Chapitre XVI – Psychanalyse et morale

Les normes et les valeurs morales font partie de la réalité sociale. En tant que discipline anthropologique, la psychanalyse les rencontre. Dans la cure, le psychanalyste traite des patients aux prises avec des problèmes moraux et la culpabilité névrotique ; la sublimation est considérée comme une des issues heureuses du conflit inconscient. Tout ceci pose la question des rapports de la psychanalyse et de la morale. On lui a reproché d’être amorale, voire immorale, et de ne pas compléter le traitement par une action moralisatrice ; d’autres, il est vrai, lui reprochent de receler une morale occulte. Ces spéculations font écho aux revendications des patients, qui souvent réclament du psychanalyste des punitions ou des récompenses, des blâmes ou des éloges.

L’accusation d’immoralité se rattache à des malentendus. En face de toutes les manifestations du patient, le psychanalyste doit conserver une attitude réceptive, exempte de réprobation ; l’interprétation s’attache à réduire les défenses du Moi et la culpabilité névrotique ; une certaine libération des tendances sexuelles et agressives est un but partiel de la cure. Ainsi se développe parfois le malentendu selon lequel l’analyse devrait affranchir de toute culpabilité et permettre de faire tout ce qu’on veut.

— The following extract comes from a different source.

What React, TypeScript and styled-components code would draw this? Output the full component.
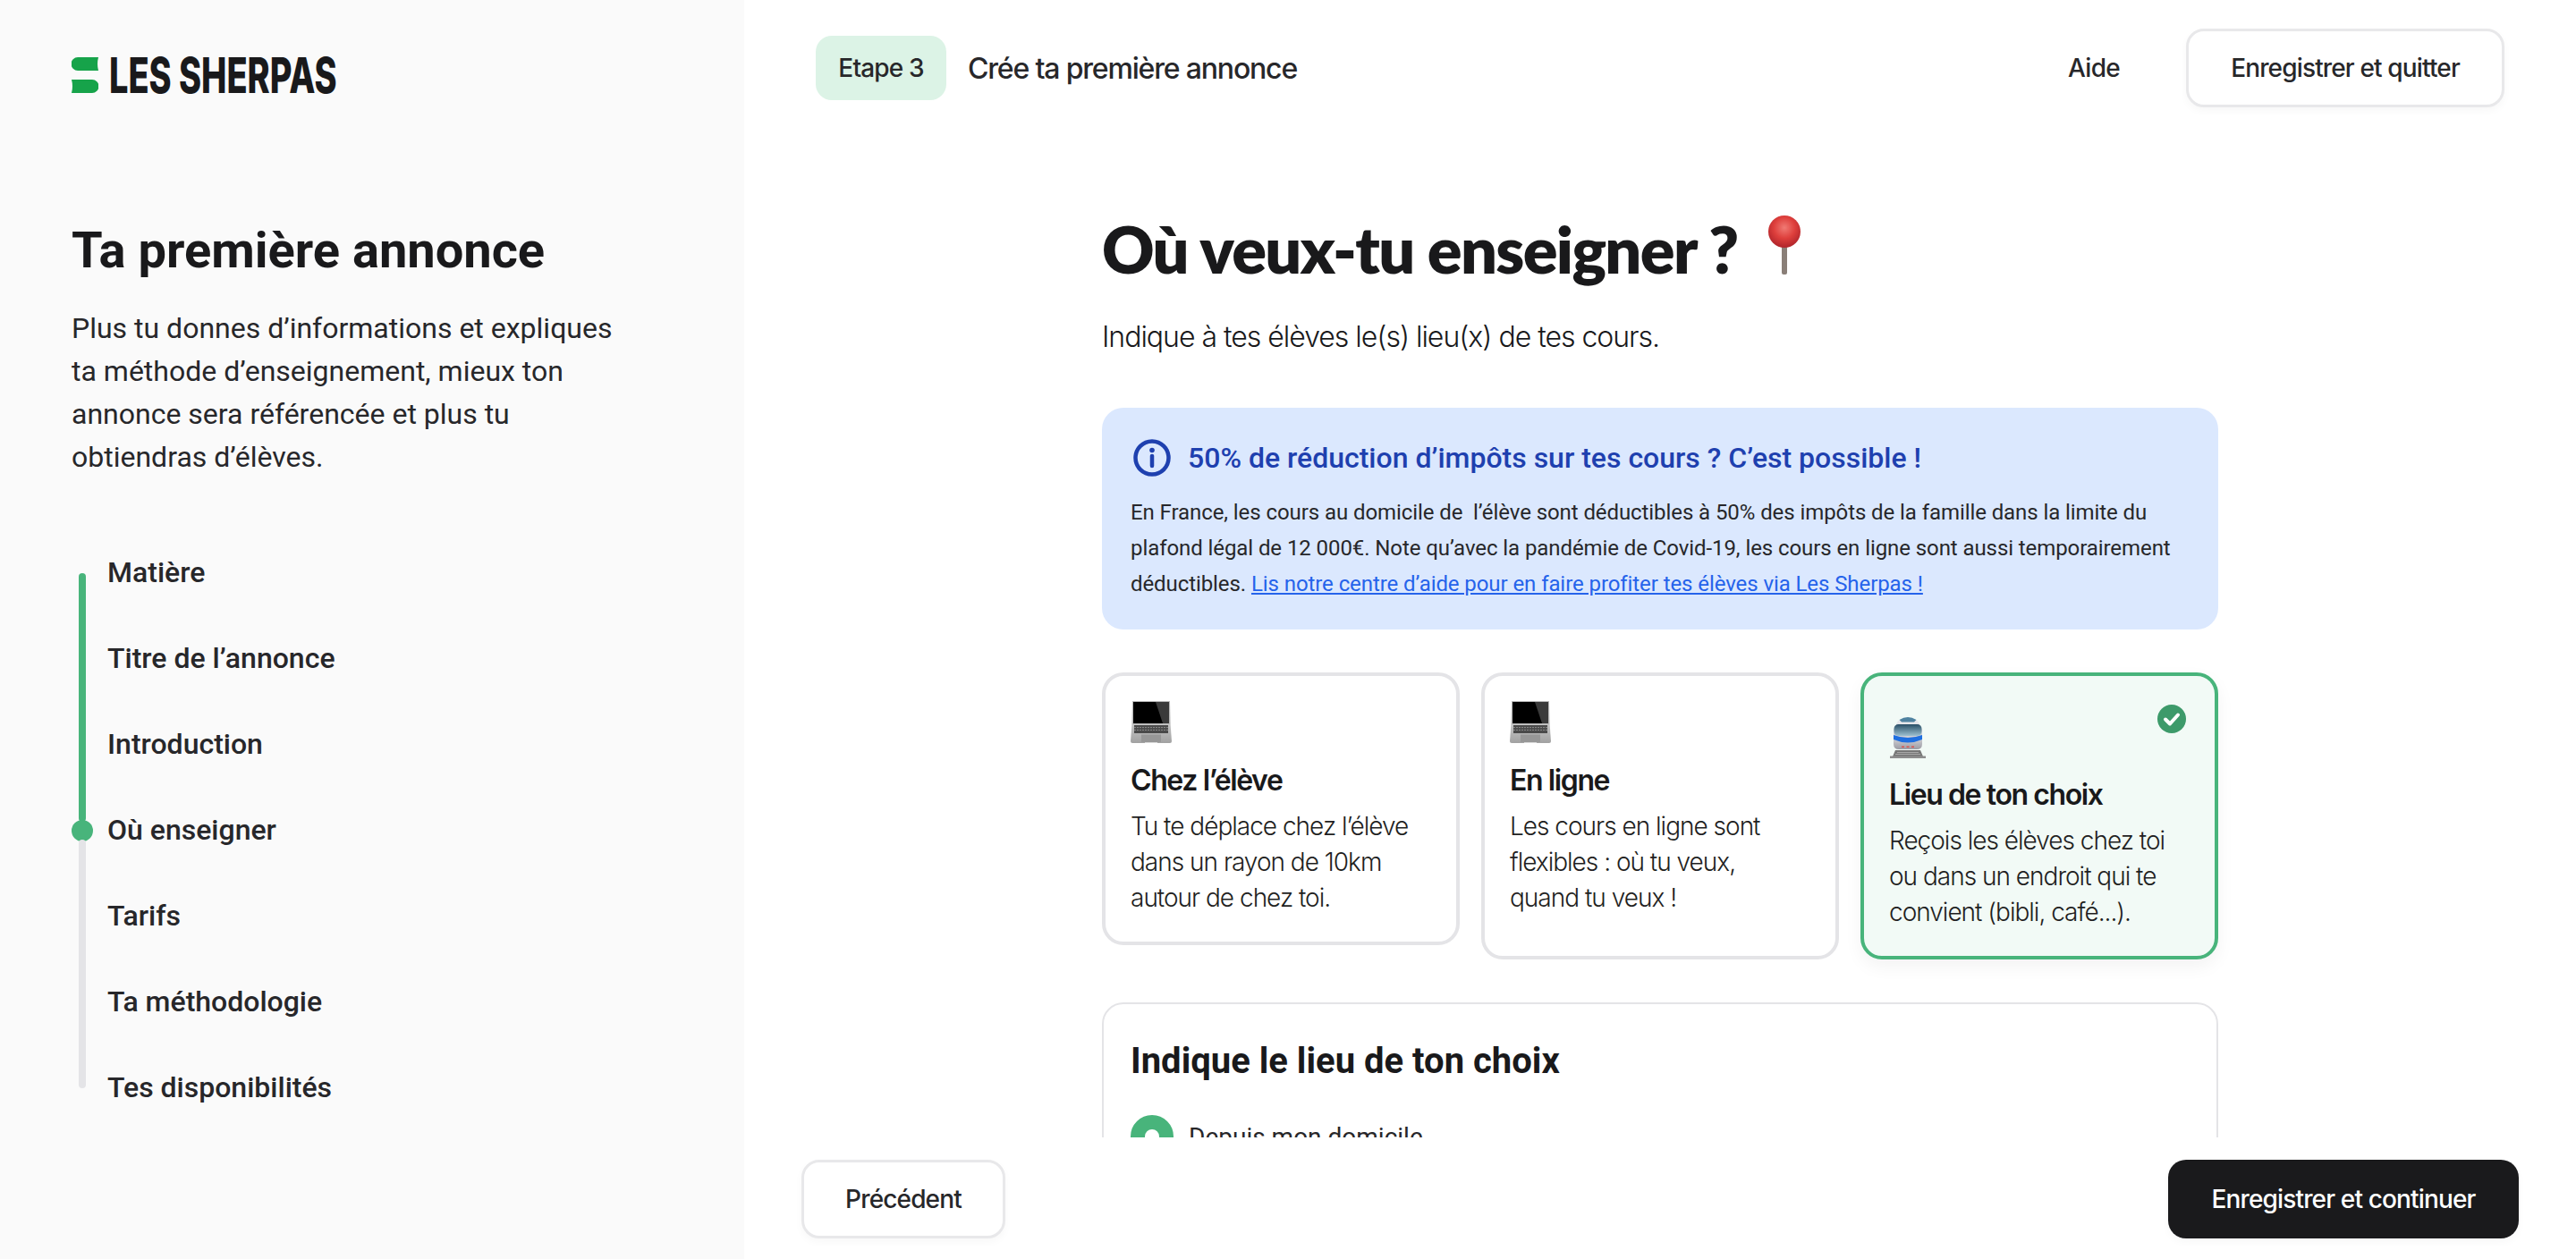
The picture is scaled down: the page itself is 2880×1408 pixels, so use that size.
import { createGlobalStyle, styled } from "styled-components";

const GlobalStyle = createGlobalStyle`
  html, body {
    margin: 0;
    padding: 0;
    background: #ffffff;
  }
  * {
    box-sizing: border-box;
  }
`;

const Page = styled.div`
  display: flex;
  width: 2880px;
  height: 1408px;
  overflow: hidden;
  background: #ffffff;
  color: #19191b;
  font-family: "Inter", "Liberation Sans", sans-serif;
`;

const Sidebar = styled.aside`
  flex: 0 0 832px;
  padding: 64px 80px 0;
  background: #fafafa;
  font-family: "Roboto", "Liberation Sans", sans-serif;
`;

const Logo = styled.div`
  display: flex;
  align-items: center;
  gap: 12px;
  height: 40px;
`;

const LogoText = styled.span`
  font-family: "Inter", "Liberation Sans", sans-serif;
  font-size: 55px;
  font-weight: 800;
  line-height: 40px;
  color: #19191b;
  transform: scaleX(0.69);
  transform-origin: left center;
  white-space: nowrap;
`;

const SideTitle = styled.h2`
  margin: 142px 0 0;
  font-size: 56px;
  line-height: 68px;
  font-weight: 700;
  color: #19191b;
`;

const SideText = styled.p`
  margin: 29px 0 0;
  width: 640px;
  font-size: 32px;
  line-height: 48px;
  font-weight: 400;
  color: #27272a;
`;

const Stepper = styled.div`
  display: flex;
  gap: 16px;
  margin-top: 57px;
`;

const Track = styled.div`
  display: flex;
  flex-direction: column;
  align-items: center;
  flex: 0 0 24px;
  padding-top: 49px;
`;

const TrackBar = styled.div<{ $done?: boolean; $length: number }>`
  width: 8px;
  height: ${(p) => p.$length}px;
  border-radius: 4px;
  background: ${(p) => (p.$done ? "#48b47b" : "#e4e4e7")};
`;

const TrackDot = styled.div`
  width: 24px;
  height: 24px;
  border-radius: 50%;
  margin: -2px 0;
  background: #48b47b;
`;

const StepList = styled.ul`
  margin: 0;
  padding: 0;
  list-style: none;
`;

const Step = styled.li`
  height: 96px;
  font-size: 32px;
  line-height: 96px;
  font-weight: 500;
  color: #27272a;
`;

const Main = styled.main`
  flex: 1;
  display: flex;
  flex-direction: column;
  min-width: 0;
`;

const TopBar = styled.header`
  display: flex;
  align-items: center;
  flex: 0 0 152px;
  padding: 0 80px;
`;

const StepBadge = styled.span`
  display: flex;
  align-items: center;
  justify-content: center;
  width: 146px;
  height: 72px;
  border-radius: 18px;
  background: #dcf3e6;
  font-size: 28px;
  font-weight: 550;
  letter-spacing: -0.85px;
  color: #27272a;
`;

const TopTitle = styled.span`
  margin-left: 24px;
  font-size: 32px;
  font-weight: 550;
  letter-spacing: -1.18px;
  color: #27272a;
`;

const TopActions = styled.div`
  display: flex;
  align-items: center;
  gap: 74px;
  margin-left: auto;
`;

const HelpLink = styled.a`
  font-size: 28px;
  font-weight: 550;
  letter-spacing: -0.7px;
  color: #27272a;
`;

const Button = styled.button<{ $dark?: boolean; $width: number }>`
  width: ${(p) => p.$width}px;
  height: 88px;
  border-radius: 20px;
  border: ${(p) => (p.$dark ? "0" : "3px solid #e8e8ea")};
  background: ${(p) => (p.$dark ? "#1a1a1c" : "#ffffff")};
  box-shadow: 0 4px 10px rgba(0, 0, 0, 0.03);
  color: ${(p) => (p.$dark ? "#ffffff" : "#27272a")};
  font-family: "Inter", "Liberation Sans", sans-serif;
  font-size: 28px;
  font-weight: 550;
  letter-spacing: -0.85px;
`;

const Scroller = styled.div`
  flex: 1;
  min-height: 0;
  overflow: hidden;
  padding-left: 400px;
`;

const Column = styled.div`
  width: 1248px;
`;

const Heading = styled.h1`
  display: flex;
  align-items: flex-start;
  margin: 80px 0 0;
  height: 92px;
  font-family: "Lato", "Inter", sans-serif;
  font-size: 72px;
  line-height: 92px;
  font-weight: 800;
  letter-spacing: -1.65px;
  color: #19191b;
`;

const PinIcon = styled.svg`
  flex: none;
  margin: 9px 0 0 32px;
`;

const Lead = styled.p`
  margin: 29px 0 0;
  font-size: 32px;
  line-height: 48px;
  font-weight: 300;
  letter-spacing: -1.02px;
  color: #19191b;
`;

const InfoBox = styled.section`
  margin-top: 55px;
  height: 248px;
  padding: 32px 32px 0;
  border-radius: 24px;
  background: #dbe8fe;
  font-family: "Roboto", "Liberation Sans", sans-serif;
`;

const InfoHead = styled.div`
  display: flex;
  align-items: center;
  gap: 18px;
  height: 48px;
  font-size: 32px;
  font-weight: 500;
  color: #1e40af;
`;

const InfoIcon = styled.svg`
  flex: none;
  margin-left: 2px;
`;

const InfoText = styled.p`
  margin: 17px 0 0;
  font-size: 24px;
  line-height: 40px;
  letter-spacing: -0.08px;
  color: #27272a;
`;

const InfoLink = styled.a`
  color: #2563eb;
  text-decoration: underline;
`;

const Choices = styled.div`
  display: grid;
  grid-template-columns: repeat(3, 400px);
  gap: 24px;
  margin-top: 48px;
`;

const Card = styled.div<{ $selected?: boolean; $compact?: boolean }>`
  position: relative;
  align-self: ${(p) => (p.$compact ? "start" : "stretch")};
  padding: ${(p) => (p.$selected ? "49px" : "28px")} 28px 29px;
  border: 4px solid ${(p) => (p.$selected ? "#48b47b" : "#e4e4e7")};
  border-radius: 24px;
  background: ${(p) => (p.$selected ? "#f2faf6" : "#ffffff")};
  box-shadow: ${(p) => (p.$selected ? "0 8px 20px rgba(0, 0, 0, 0.05)" : "none")};
`;

const CardCheck = styled.svg`
  position: absolute;
  top: 32px;
  right: 32px;
`;

const CardEmoji = styled.svg<{ $raised?: boolean }>`
  display: block;
  margin-top: ${(p) => (p.$raised ? "-5px" : "0")};
  margin-bottom: ${(p) => (p.$raised ? "5px" : "0")};
`;

const CardTitle = styled.h3`
  margin: 21px 0 0;
  font-size: 32px;
  line-height: 40px;
  font-weight: 600;
  letter-spacing: -1.4px;
  color: #19191b;
`;

const CardText = styled.p`
  margin: 11px 0 0;
  font-size: 28px;
  line-height: 40px;
  font-weight: 300;
  letter-spacing: -1px;
  color: #1f1f22;
`;

const PlacePanel = styled.section`
  margin-top: 48px;
  height: 400px;
  padding: 34px 30px;
  border: 2px solid #e4e4e7;
  border-radius: 24px;
  font-family: "Roboto", "Liberation Sans", sans-serif;
`;

const PlaceTitle = styled.h3`
  margin: 0;
  font-size: 40px;
  line-height: 60px;
  font-weight: 700;
  color: #19191b;
`;

const RadioRow = styled.label`
  display: flex;
  align-items: center;
  gap: 17px;
  margin-top: 30px;
  font-size: 28px;
  color: #27272a;
`;

const RadioMark = styled.span`
  width: 48px;
  height: 48px;
  border-radius: 50%;
  border: 16px solid #48b47b;
  background: #ffffff;
`;

const BottomBar = styled.footer`
  display: flex;
  align-items: flex-start;
  justify-content: space-between;
  flex: 0 0 136px;
  padding: 25px 64px 0;
  background: #ffffff;
`;

const steps = [
  "Matière",
  "Titre de l’annonce",
  "Introduction",
  "Où enseigner",
  "Tarifs",
  "Ta méthodologie",
  "Tes disponibilités",
];

function LaptopEmoji() {
  return (
    <CardEmoji width="46" height="48" viewBox="0 0 46 48">
      <defs>
        <linearGradient id="lapBase" x1="0" y1="0" x2="0" y2="1">
          <stop offset="0" stopColor="#c4c4c4" />
          <stop offset="1" stopColor="#a2a2a2" />
        </linearGradient>
      </defs>
      <path d="M2 0h42l.6 26H1.4z" fill="#b9b9b9" />
      <path d="M3 1h40v24H3z" fill="#000" />
      <path d="M28 1h15v24h-7z" fill="#3a3a3a" />
      <path d="M1.4 26h43.2L46 45q0 2-2 2H2q-2 0-2-2z" fill="url(#lapBase)" />
      <path d="M4 27h38v9H4z" fill="#4a4a4a" />
      <path d="M4 29.6h38M4 32.4h38" stroke="#9a9a9a" strokeWidth="0.8" strokeDasharray="2 1" />
      <path d="M12 37.5h22V46H12z" fill="#979797" />
      <path d="M16 46.4h14V48H16z" fill="#fff" />
    </CardEmoji>
  );
}

function TrainEmoji() {
  return (
    <CardEmoji $raised width="42" height="48" viewBox="0 0 42 48">
      <defs>
        <linearGradient id="trainBody" x1="0" y1="0" x2="0" y2="1">
          <stop offset="0" stopColor="#f0f0f3" />
          <stop offset="0.7" stopColor="#c9c9cf" />
          <stop offset="1" stopColor="#9b9ba3" />
        </linearGradient>
        <linearGradient id="trainGlass" x1="0" y1="0" x2="0" y2="1">
          <stop offset="0" stopColor="#284e66" />
          <stop offset="1" stopColor="#9cc0d0" />
        </linearGradient>
      </defs>
      <path d="M7 39h28l3 7H4z" fill="#777" />
      <path d="M9 41.500h24M7 43.500h28" stroke="#b5b5b5" strokeWidth="0.8" />
      <path d="M1 45.500h40V48H1z" fill="#8d8d8d" />
      <path d="M10 6Q21-1 32 6l5 10v16q0 6-6 6H11q-6 0-6-6V16z" fill="url(#trainBody)" />
      <path d="M11.500 5Q21-1 30.500 5L28 7.500H14z" fill="#4f82a0" />
      <rect x="5.500" y="10" width="31" height="13" rx="5" fill="url(#trainGlass)" />
      <path d="M5 22q16 6 32 0v5q-16 7-32 0z" fill="#1f6fe0" />
      <path d="M14 34.500h3V36h-3zM19.500 34.500h3V36h-3zM25 34.500h3V36h-3z" fill="#d9534f" />
    </CardEmoji>
  );
}

export default function App() {
  return (
    <Page>
      <GlobalStyle />
      <Sidebar>
        <Logo>
          <svg width="30" height="40" viewBox="0 0 30 40">
            <path d="M7 0h23q-2 7.500 0 15H7a7.500 7.500 0 0 1 0-15z" fill="#16a34a" />
            <path d="M0 25h23a7.500 7.500 0 0 1 0 15H0q2-7.500 0-15z" fill="#16a34a" />
          </svg>
          <LogoText>LES SHERPAS</LogoText>
        </Logo>
        <SideTitle>Ta première annonce</SideTitle>
        <SideText>
          Plus tu donnes d’informations et expliques ta méthode d’enseignement, mieux ton annonce
          sera référencée et plus tu obtiendras d’élèves.
        </SideText>
        <Stepper>
          <Track>
            <TrackBar $done $length={278} />
            <TrackDot />
            <TrackBar $length={278} />
          </Track>
          <StepList>
            {steps.map((step) => (
              <Step key={step}>{step}</Step>
            ))}
          </StepList>
        </Stepper>
      </Sidebar>
      <Main>
        <TopBar>
          <StepBadge>Etape 3</StepBadge>
          <TopTitle>Crée ta première annonce</TopTitle>
          <TopActions>
            <HelpLink>Aide</HelpLink>
            <Button $width={356}>Enregistrer et quitter</Button>
          </TopActions>
        </TopBar>
        <Scroller>
          <Column>
            <Heading>
              Où veux-tu enseigner ?
              <PinIcon width="40" height="68" viewBox="0 0 40 68">
                <defs>
                  <radialGradient id="pinBall" cx="0.5" cy="0.38" r="0.6">
                    <stop offset="0" stopColor="#f07a74" />
                    <stop offset="0.55" stopColor="#de3f3c" />
                    <stop offset="1" stopColor="#b3262c" />
                  </radialGradient>
                </defs>
                <rect x="17" y="30" width="6" height="36" rx="2" fill="#8a7f78" />
                <circle cx="20" cy="18" r="18" fill="url(#pinBall)" />
              </PinIcon>
            </Heading>
            <Lead>Indique à tes élèves le(s) lieu(x) de tes cours.</Lead>
            <InfoBox>
              <InfoHead>
                <InfoIcon width="44" height="44" viewBox="0 0 44 44" fill="none" stroke="#1e40af">
                  <circle cx="22" cy="22" r="18.500" strokeWidth="4.500" />
                  <path d="M22 20v11" strokeWidth="4.500" strokeLinecap="round" />
                  <circle cx="22" cy="13.500" r="2.800" fill="#1e40af" stroke="none" />
                </InfoIcon>
                50% de réduction d’impôts sur tes cours ? C’est possible !
              </InfoHead>
              <InfoText>
                En France, les cours au domicile de&nbsp; l’élève sont déductibles à 50% des impôts
                de la famille dans la limite du plafond légal de 12 000€. Note qu’avec la pandémie
                de Covid-19, les cours en ligne sont aussi temporairement déductibles.{" "}
                <InfoLink>Lis notre centre d’aide pour en faire profiter tes élèves via Les Sherpas !</InfoLink>
              </InfoText>
            </InfoBox>
            <Choices>
              <Card $compact>
                <LaptopEmoji />
                <CardTitle>Chez l’élève</CardTitle>
                <CardText>Tu te déplace chez l’élève dans un rayon de 10km autour de chez toi.</CardText>
              </Card>
              <Card>
                <LaptopEmoji />
                <CardTitle>En ligne</CardTitle>
                <CardText>Les cours en ligne sont flexibles : où tu veux, quand tu veux !</CardText>
              </Card>
              <Card $selected>
                <CardCheck width="32" height="32" viewBox="0 0 32 32">
                  <circle cx="16" cy="16" r="16" fill="#3d9a6a" />
                  <path d="M9 16.500l5 5 9-10" fill="none" stroke="#fff" strokeWidth="4" strokeLinecap="round" strokeLinejoin="round" />
                </CardCheck>
                <TrainEmoji />
                <CardTitle>Lieu de ton choix</CardTitle>
                <CardText>Reçois les élèves chez toi ou dans un endroit qui te convient (bibli, café...).</CardText>
              </Card>
            </Choices>
            <PlacePanel>
              <PlaceTitle>Indique le lieu de ton choix</PlaceTitle>
              <RadioRow>
                <RadioMark />
                Depuis mon domicile
              </RadioRow>
            </PlacePanel>
          </Column>
        </Scroller>
        <BottomBar>
          <Button $width={228}>Précédent</Button>
          <Button $dark $width={392}>Enregistrer et continuer</Button>
        </BottomBar>
      </Main>
    </Page>
  );
}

En fait, il y a lieu de distinguer entre la culpabilité névrotique et la culpabilité fondée en réalité. Le dérèglement et la licence expriment l’aliénation du sujet dans un idéal narcissique de toute-puissance. Chez l’homme, ce n’est pas aux pulsions, mais au Moi qu’incombe l’ajustement à la réalité. Dans l’économie de la cure, la licence de la conduite est une résistance par l’action qui détourne le sujet du véritable but, qui est la conquête de la liberté intérieure ; c’est une contrefaçon de la vraie liberté. Et c’est une des conditions dans lesquelles le psychanalyste peut et doit faire jouer la règle d’abstinence ; une telle intervention est thérapeutique, et non moralisatrice.

Il n’en est pas moins vrai qu’un certain système de valeurs est immanent à la cure psychanalytique, comme à toute œuvre humaine, y compris la recherche de la vérité dans la science. La recherche en commun de la vérité est un des ressorts de la cure, et la règle fondamentale institue la sincérité du patient comme sa condition initiale. La cure implique aussi une certaine conception de la santé mentale, l’élimination des contraintes du Ça et du Surmoi, la promotion, avec l’invigoration du Moi, de la raison et du jugement. Par rapport à l’entourage social, tout ceci veut dire que ni le conformisme outré, ni l’exubérance des tendances destructives ne sont normatifs ; on peut supposer que le fonctionnement normal de la personnalité requiert des compromis entre les forces conservatrices et les forces créatrices de la société ; car reconnaître la réalité et s’y ajuster ne veulent pas dire qu’on l’accepte passivement en renonçant à la modifier.

Sans que le psychanalyste se mue en frère prêcheur, une cure psychanalytique est par beaucoup d’aspects une « expérience morale », dont les leçons composent un art de vivre et une sagesse.